REQUEST
Below is a listing. Gather each line of it that contains "components".

■ ■ ■ ■

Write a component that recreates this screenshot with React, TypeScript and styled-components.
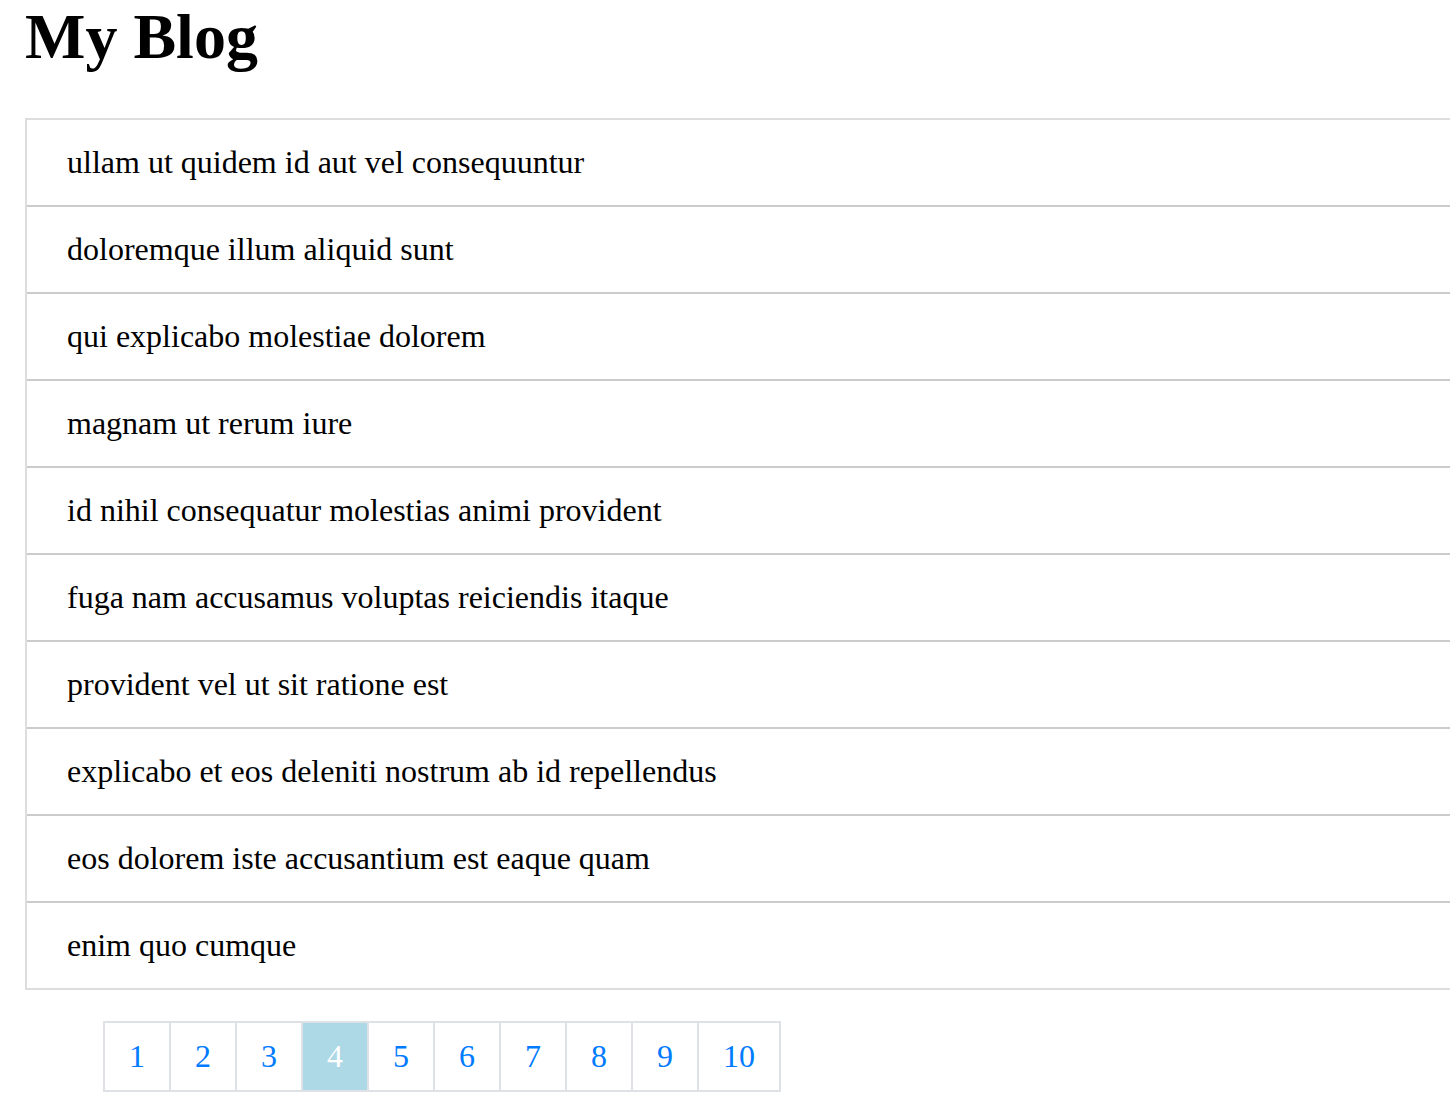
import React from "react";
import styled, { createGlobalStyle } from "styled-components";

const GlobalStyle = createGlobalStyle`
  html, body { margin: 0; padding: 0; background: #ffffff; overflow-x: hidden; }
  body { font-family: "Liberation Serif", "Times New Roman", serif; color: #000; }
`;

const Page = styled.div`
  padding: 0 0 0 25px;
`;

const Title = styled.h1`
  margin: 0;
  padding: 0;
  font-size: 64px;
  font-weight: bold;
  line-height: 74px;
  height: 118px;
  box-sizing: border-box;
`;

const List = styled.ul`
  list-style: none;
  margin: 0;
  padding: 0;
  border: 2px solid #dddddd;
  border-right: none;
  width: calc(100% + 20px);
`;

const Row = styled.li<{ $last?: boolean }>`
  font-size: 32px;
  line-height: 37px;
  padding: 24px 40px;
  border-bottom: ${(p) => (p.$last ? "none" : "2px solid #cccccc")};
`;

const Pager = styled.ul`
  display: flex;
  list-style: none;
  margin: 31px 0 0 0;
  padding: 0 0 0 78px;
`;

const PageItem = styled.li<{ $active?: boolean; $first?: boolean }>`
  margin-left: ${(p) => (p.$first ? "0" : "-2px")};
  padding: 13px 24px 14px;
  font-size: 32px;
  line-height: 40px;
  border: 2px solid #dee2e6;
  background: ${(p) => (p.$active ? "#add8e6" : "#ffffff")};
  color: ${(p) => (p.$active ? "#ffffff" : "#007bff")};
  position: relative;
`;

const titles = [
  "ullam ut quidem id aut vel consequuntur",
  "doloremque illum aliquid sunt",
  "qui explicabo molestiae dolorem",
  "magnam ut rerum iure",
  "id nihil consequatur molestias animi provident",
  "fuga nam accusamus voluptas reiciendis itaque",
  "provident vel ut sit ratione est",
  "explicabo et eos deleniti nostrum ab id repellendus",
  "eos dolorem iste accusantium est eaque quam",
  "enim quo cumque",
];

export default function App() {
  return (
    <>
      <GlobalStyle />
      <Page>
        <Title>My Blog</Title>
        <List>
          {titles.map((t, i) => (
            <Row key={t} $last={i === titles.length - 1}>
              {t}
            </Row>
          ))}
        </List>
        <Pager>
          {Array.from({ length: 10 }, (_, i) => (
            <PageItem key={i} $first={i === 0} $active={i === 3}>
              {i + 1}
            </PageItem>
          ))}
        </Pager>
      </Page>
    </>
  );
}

■ ■ ■ ■

RESPONSE TO THIS TASK
Write a component that recreates this screenshot with React, TypeScript and styled-components.
import styled, { createGlobalStyle } from "styled-components";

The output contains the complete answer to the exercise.